There are a few aspects that help explain honor killings.
First, moral transgressions often trigger feelings of disgust and anger. Whenever you read a story about an honor killing, you probably feel in a similar way: disgusted that anyone could do something like this, and/or angry that (supposedly) nothing's done about it. People committing honor killings probably feel the same way. It's just that the narrative about "correct" moral behavior is different to yours. Also, it looks as if many humans intuitively consider violence to have a "cleaning" effect. See Fiske and Rai (2014). One can make amends by punishing oneself, for instance.
Second, one doesn't deal with immoral people. They are subjects of gossip, and ostracism. See e.g. Wissner (2005) or Böhm (1999). This is probably the main force to ensure moral behavior among humans. When we were still hunter-gatherers, there was no law, no penal code. In extreme cases – when transgressors are considered beyond redemption, for instance –, violence against immoral people is considered necessary. So, you either remove yourself from perpetrators, or you remove the perpetrators from your own group.
Third, families are units with the male (and/or adults) being responsible for the acts of family members in the relevant countries. Generally, sex can trigger intuitive feelings of disgust unless it's the "right" kind of sex. See, for instance, de Jong, van Overveld, and Borg (2013). It's a small step to consider certain acts of women, especially daughters, immoral. See eg. Vandello & Cohen (2003) for examples. Since families are thought analogous to organisms, immoral acts taint not just the perpetrator, but the family as a whole.
Fourth, honor is something one can lose, so it needs to be protected. This is called an honor culture, and it also exists in certain parts of the West. See Nisbett and Cohen (1996). The Southern U.S. is often used as an example. Typically, one find honor cultures in rural areas, presumably because it's hard to enforce the law in such areas. Migration (from rural to urban areas, and from developing to developed countries) brings people (and thus honor killings) into urban and Western areas.
In other words, there is a certain kind of rationality behind honor killings. Even if nobody in these cultures would actually endorse honor killings privately, everybody still believes that everyone else endorses such measures. In other words, such a pluralistic ignorance (see Prentice and Miller, 1993), alone might establish norms like these.

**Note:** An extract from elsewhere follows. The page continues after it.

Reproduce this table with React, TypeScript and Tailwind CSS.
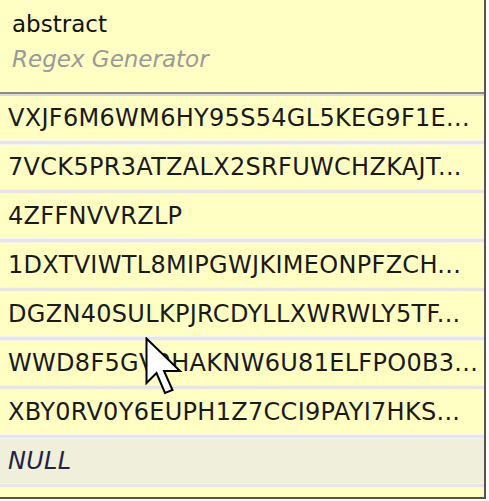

That's because actors in such situations (falsely) believe they know what happens if they don't kill to repair their honor.
However, when one grows up in cultures like these, one is likely to internalize these moral norms, and then genuinely think that, say, a daughter meeting with a man privately without being married to him is indeed morally wrong. You may feel disgusted, and angry about the transgression of that daughter (and possibly disgusted about the father, mother or brother who doesn't kill her for her transgression).
In such situations, there are probably real percussion of not acting. See Özaktürk (2012) for interviews with honor killers (German only). It may be hard to understand, but there is a certain morality within such a context: The supposedly immoral acts of daughters do affect other family members in a negative way. Others would stop dealing with them. A daughter's brother, for instance, might loose the opportunity to a good marriage, for instance. As economists would put it: there are negative externalities, comparable to second-hand smoking, or environmental pollution.
Böhm, C. (1999) Hierarchy in the forest: the evolution of egalitarian behavior. Harvard University Press, Cambridge.
de Jong, Peter J., Mark van Overveld, and Charmaine Borg (2013): "Giving In to Arousal or Staying Stuck in Disgust? Disgust-Based Mechanisms in Sex and Sexual Dysfunction", The Journal of Sex Research, Vol. 50, Iss. 3-4
Fiske, A.P., & Rai, T.S. (2014) Virtuous Violence: Hurting and Killing to Create, Sustain, End, and Honor Social Relationships, Cambridge University Press
Nisbett, Richard E. and Dov Cohen (1996): "Culture of Honor: The Psychology of Violence in the South." Colorado: Westview Press, Inc.
Özaktürk (2012) Ehrenmorde in der Türkei, Pera-Blätter 22, Orient Institut Istambul.
Prentice, Deborah A. and Miller, Dale T. (1993): "Pluralistic Ignorance and Alcohol Use on Campus: Some Consequences of Misperceiving the Social Norm", Journal of Personality and Social Psychology (American Psychological Association) 64 (2): 243–256, doi:10.1037/0022-35184.108.40.206
Vandello & Cohen (2003) Male honor and female fidelity: Implicit cultural scripts that perpetuate domestic violence, Journal of Psychology and Social Psychology, Vol. 84 (5): 997-1010.
Wiessner, P. (2005) Norm enforcement among the Ju/’hoansi Bushmen: a case of strong reciprocity? Human Nature, Vol. 16(2):115–145.